Rule: One notebook should serve one primary function. Mixing functions weakens the system.

Start With the Main Desk Workflows

Before choosing notebook types, define the note-taking patterns that actually happen at the desk. Most users repeat a small number of writing tasks.

Common notebook workflows include:

  • daily task planning

  • project notes

  • meeting or class notes

  • idea capture

  • reference tracking

Rule: Choose notebooks based on recurring desk activity, not just cover design or paper style.

The Core Notebook Roles That Cover Most Setups

A practical notebook system usually does not require many books. It requires a small number of clearly separated roles.

Daily notebook

This is the highest-frequency notebook. It is used for short planning cycles, quick notes, priorities, and task tracking. It should stay closest to the main working zone.

Rule: The daily notebook should open quickly and require no setup friction.

Project notebook

This notebook holds notes related to one longer-running subject, such as a business task, research topic, study unit, or creative project. It reduces fragmentation and keeps related thinking together.

Rule: Long-form thinking belongs in project notebooks, not in scattered sticky notes or leftover pages.

Reference notebook

This is for stable information you may need again: procedures, checklists, recurring measurements, login workflow notes, content structure ideas, or repeated templates.

Rule: If information is likely to be reused, move it out of temporary note space and into a reference notebook.

Idea notebook

This notebook is useful for brainstorming, future plans, and undeveloped thoughts that should not interrupt the daily notebook. It gives unfinished ideas a place to live without disrupting operational notes.

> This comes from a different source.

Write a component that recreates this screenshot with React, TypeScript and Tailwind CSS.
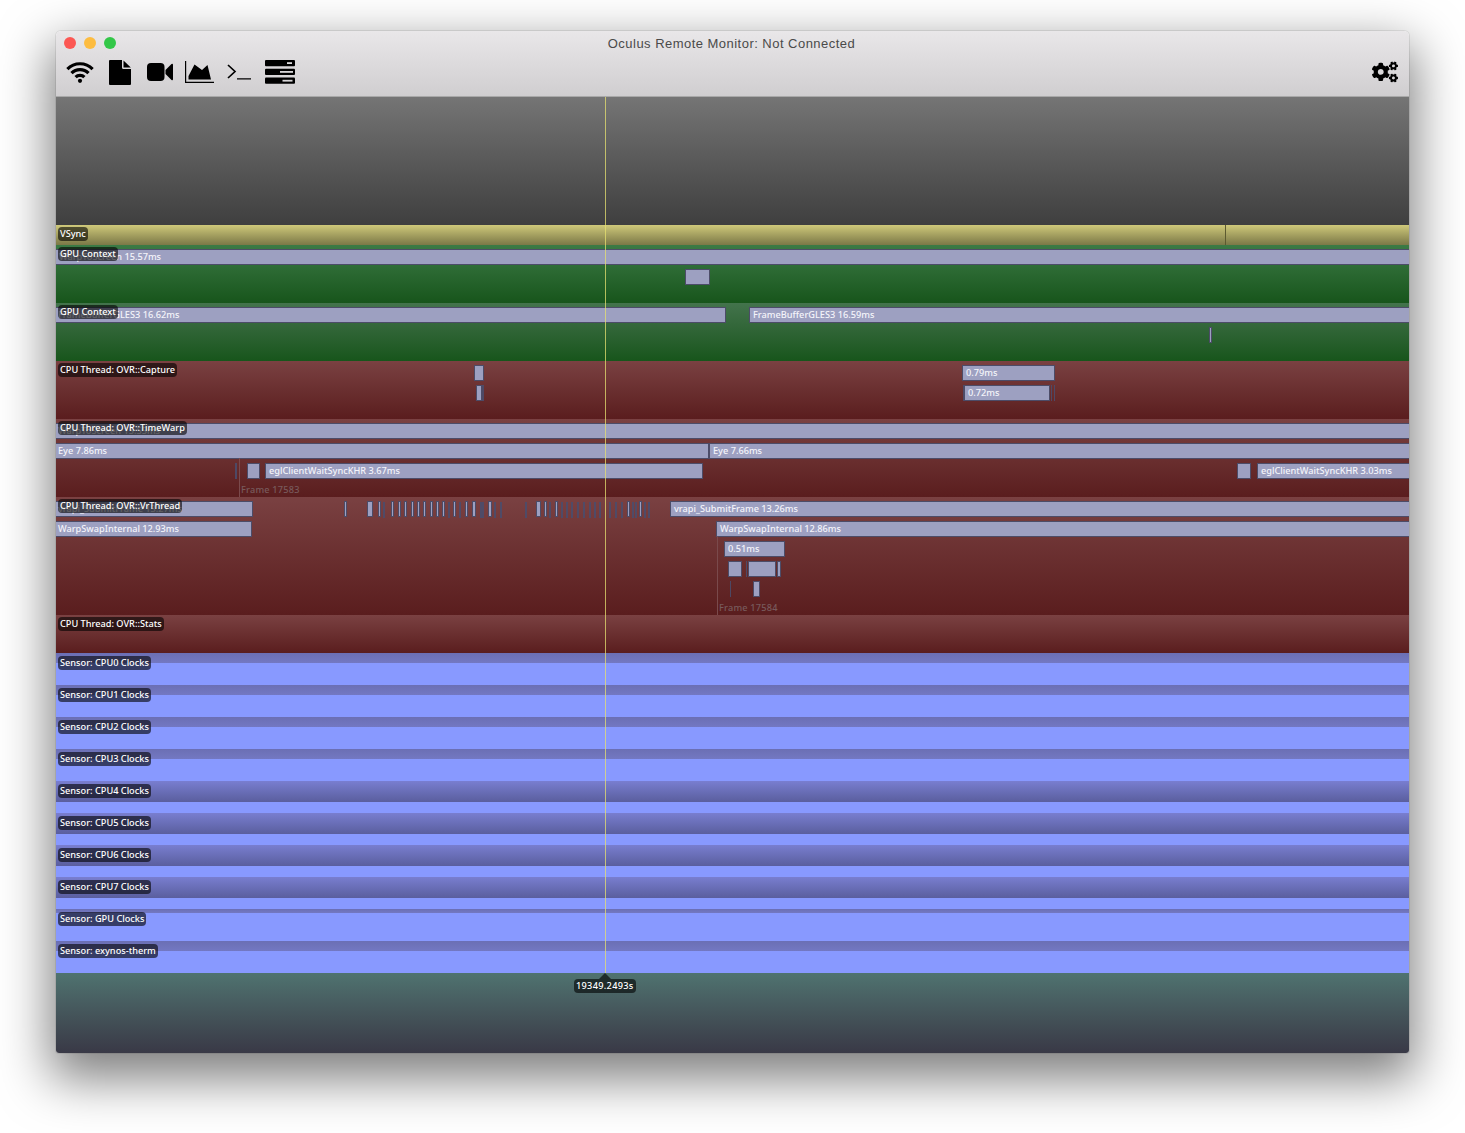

Rule: Capture ideas separately so your planning notebook stays actionable.

Choosing the Right Paper Format

Paper format changes how naturally a notebook supports its role. The internal page structure matters more than many users expect.

Lined pages
Best for: long-form writing, meeting notes, journaling, lecture-style note-taking.

Grid pages
Best for: structured notes, diagrams, layout planning, project breakdowns, technical use.

Dotted pages
Best for: flexible note systems, mixed planning and writing, custom layouts.

Blank pages
Best for: sketching, concept mapping, freeform visual thinking.

Rule: Match page format to task behavior. Do not force a writing-heavy workflow into a notebook made for sketch-based thinking.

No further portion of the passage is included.